Ahead of his Ring Magazine title fight with Shakur Stevenson, the tone feels familiar. Stevenson is positioned as the cleaner operator. The safer pick. The fighter whose defense and control will carry him through twelve rounds, while Lopez swings at shadows. It is not a ridiculous argument. Stevenson may be the best defensive boxer in the sport.
But that exact confidence has preceded some of Lopez’s best nights.
It was there before Vasiliy Lomachenko. The assumption then was that Lopez would be out-thought and out-timed. Instead, he took control early and emptied the tank late, throwing nearly 100 punches in the final round to remove doubt. It showed something uncomfortable about him. He responds to pressure by increasing it.
The same thing happened against Josh Taylor. Chaos around him. Noise everywhere. Questions about focus and discipline. Then the bell rang, and Lopez walked Taylor down, breaking the fight open in a way few expected.
The counterargument is consistency, and it is a fair one.
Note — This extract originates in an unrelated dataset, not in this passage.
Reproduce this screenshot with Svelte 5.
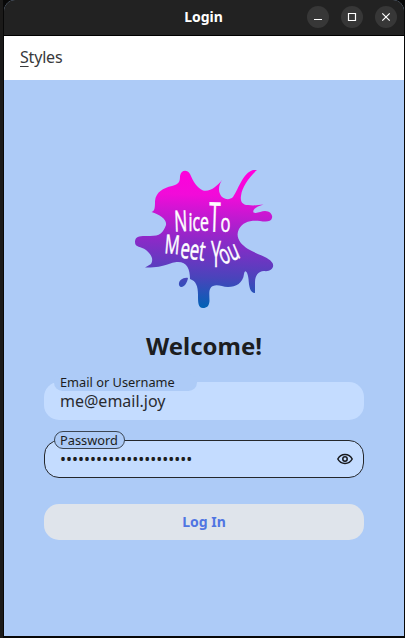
<script>
  let email = $state('me@email.joy');
  const masked = '•'.repeat(22);
</script>

<main class="desktop">
  <section class="window">
    <header class="titlebar">
      <h1>Login</h1>
      <div class="controls">
        <button aria-label="Minimize"><svg viewBox="0 0 22 22"><path d="M7 13.5h8" /></svg></button>
        <button aria-label="Maximize"><svg viewBox="0 0 22 22"><path d="M7.5 7.5h7v7h-7z" /></svg></button>
        <button aria-label="Close"><svg viewBox="0 0 22 22"><path d="M7.3 7.3l7.4 7.4M14.7 7.3l-7.4 7.4" /></svg></button>
      </div>
    </header>
    <nav><span class="mnemonic">S</span>tyles</nav>
    <div class="content">
      <svg class="logo" viewBox="134 168 140 141" role="img" aria-label="Nice To Meet You">
        <defs>
          <linearGradient id="splash" gradientUnits="userSpaceOnUse" x1="204" y1="170" x2="200" y2="308">
            <stop offset="0" stop-color="#ff00dc" />
            <stop offset=".18" stop-color="#f20bd9" />
            <stop offset=".5" stop-color="#8f28c8" />
            <stop offset=".78" stop-color="#4944bb" />
            <stop offset="1" stop-color="#0062b5" />
          </linearGradient>
        </defs>
        <g fill="url(#splash)">
          <path d="M180 176C181 170 187 169 190 174C193 181 197 188 203 190.500C211 192 217 186 222.500 179.500C219 184 218 190 220 194C222 199 229 201 233 197C239 188 243 173 253 170H257C249 177 242 187 241 196C240 202 243 205 248 205C254 206 258 205 263.500 204.500C258 206 252 209 253.500 212.500C257 214 261 211 265 211C270 211 273 215 272 218C271 222 266 222 260 221C250 220 243 222 239 229C235 237 240 244 248 249C256 254 269 257 272.500 263C275 268 270 272 264 271C258 271 255 276 255 282L255 293C250 293 249 286 248.500 279C248 273 245 268 244 274C243 283 236 287 228 287C222 287 218 284 213 286C208 288 209.500 295 209.500 301C209 306 207 308 203 308C198 308 198 302 198 295C198 286 196 281 190 279C190 269 187 262 178 262C170 262 165 268 145 267.500L151 264C154 259 151 254 146 250C141 246 135 248 135 242C135 235 142 236 150 236C160 236 163 233 166 225C167 219 160 215 151.500 212C155 211 155 207 155 201C156 192 163 188 172 186C179 184 180 182 180 176Z" />
          <path d="M188 278C184 277 178 280 179 285C181 290 187 285 188 278Z" />
        </g>
        <g class="lettering">
          <text transform="translate(174.500 231.500) rotate(-2) scale(.6 1)" font-size="29">N</text>
          <text transform="translate(188.500 231) scale(.72 1.15)" font-size="22">ice</text>
          <text transform="translate(208.500 231.500) rotate(2) scale(.5 1)" font-size="41">T</text>
          <text transform="translate(220.500 231.500) scale(.72 1.1)" font-size="23">o</text>
          <text transform="translate(164 253) rotate(5) scale(.64 1)" font-size="26">M</text>
          <text transform="translate(179.500 257.500) rotate(8) scale(.67 1.1)" font-size="25">eet</text>
          <text transform="translate(211 267) scale(.48 1)" font-size="37">Y</text>
          <text transform="translate(223 265) rotate(-23) scale(.68 1.15)" font-size="24">ou</text>
        </g>
      </svg>
      <h2>Welcome!</h2>
      <div class="field">
        <label class="chip wide" for="email">Email or Username</label>
        <input id="email" bind:value={email} />
      </div>
      <div class="field outlined">
        <span class="chip">Password</span>
        <span class="dots">{masked}</span>
        <svg class="eye" viewBox="0 0 16 12"><path d="M.8 6C4 0 12 0 15.200 6C12 12 4 12 .8 6Z" /><circle cx="8" cy="6" r="2.200" /></svg>
      </div>
      <button class="login">Log In</button>
    </div>
  </section>
</main>

<style>
  :global(body) { margin: 0; }
  * { box-sizing: border-box; }
  .desktop {
    width: 405px;
    height: 638px;
    padding: 0 1px 2px 4px;
    overflow: hidden;
    background: #080808;
    box-shadow: inset 3px 0 #1b1a19;
    font-family: "Noto Sans", sans-serif;
    color: #1c1d20;
  }
  .window {
    display: flex;
    flex-direction: column;
    height: 636px;
    overflow: hidden;
    border-radius: 11px 11px 0 0;
    background: #adcbf7;
  }
  .titlebar {
    display: grid;
    grid-template-columns: 1fr auto 1fr;
    align-items: center;
    height: 36px;
    padding: 0 7px 2px 0;
    border-bottom: 1px solid #000;
    background: #222;
  }
  h1 {
    grid-column: 2;
    margin: 0 0 0 6px;
    color: #fff;
    font-size: 14px;
    line-height: 20px;
    font-weight: 700;
  }
  .controls { display: flex; justify-content: flex-end; gap: 12px; }
  .controls button {
    width: 22px;
    height: 22px;
    padding: 0;
    border: 0;
    border-radius: 50%;
    background: #373737;
  }
  .controls svg { display: block; fill: none; stroke: #fff; stroke-width: 1.2; }
  nav {
    flex: none;
    height: 44px;
    padding: 9px 16px;
    background: #fff;
    color: #38393b;
    font-size: 16px;
    line-height: 24px;
    letter-spacing: -.2px;
  }
  .mnemonic { text-decoration: underline; text-underline-offset: 3px; text-decoration-thickness: 1px; }
  .content { display: flex; flex-direction: column; padding: 88px 40px 0; }
  .logo { width: 140px; height: 141px; margin-left: 90px; }
  .lettering { fill: #fff; stroke: #fff; stroke-width: .5; font-family: "Open Sans", sans-serif; font-style: normal; font-weight: 500; }
  h2 {
    height: 34px;
    margin: 20px 0 19px;
    text-align: center;
    font-size: 24px;
    line-height: 34px;
  }
  .field {
    position: relative;
    display: flex;
    align-items: center;
    height: 38px;
    padding: 0 10px 0 16px;
    border-radius: 15px;
    background: #c4dcff;
    font-size: 16px;
  }
  input {
    width: 100%;
    padding: 0;
    border: 0;
    outline: 0;
    background: transparent;
    color: #292b30;
    font: 16px/24px "Noto Sans", sans-serif;
  }
  .chip {
    position: absolute;
    top: -8px;
    left: 10px;
    height: 17px;
    padding: 0 6px;
    border-radius: 9px;
    background: #adcbf7;
    font-size: 12.8px;
    line-height: 17px;
    white-space: nowrap;
  }
  .wide { width: 143px; }
  .outlined { margin-top: 20px; border: 1px solid #24272c; padding: 0 10px 0 15px; }
  .outlined .chip { top: -10px; left: 9px; height: 18px; padding: 0 6px 0 5px; border: 1px solid #3b4654; line-height: 17px; }
  .dots { flex: 1; font-size: 16px; line-height: 24px; letter-spacing: 0; }
  .eye { width: 16px; height: 12px; fill: none; stroke: #17191d; stroke-width: 1.5; }
  .login {
    height: 36px;
    margin-top: 26px;
    padding: 0;
    border: 0;
    border-radius: 15px;
    background: #dfe4eb;
    color: #5075e2;
    font: 700 14px/20px "Noto Sans", sans-serif;
  }
</style>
Lopez has looked flat in fights where he was supposed to cruise. Steve Claggett dragged him into twelve dull rounds. George Kambosos caught him cold. Even his best wins are followed by nights that make you question what version is going to show up.
That uncertainty is the point.
Stevenson brings discipline and patience, but he has also had moments where rhythm mattered too much. Edwin De Los Santos forced him into long stretches of caution. William Zepeda pushed him physically at lightweight. Now Stevenson steps up again without a warmup, against a fighter who does not stay predictable once momentum shifts.
I don’t know if Lopez beats Stevenson. I don’t know if he can keep him from settling into control. But I do know this fight will not unfold cleanly if Lopez feels counted out again.
That’s the problem with Teofimo Lopez. Every time the story is written for him, he has a habit of ripping a few pages out.
And that’s usually when he’s at his most alive.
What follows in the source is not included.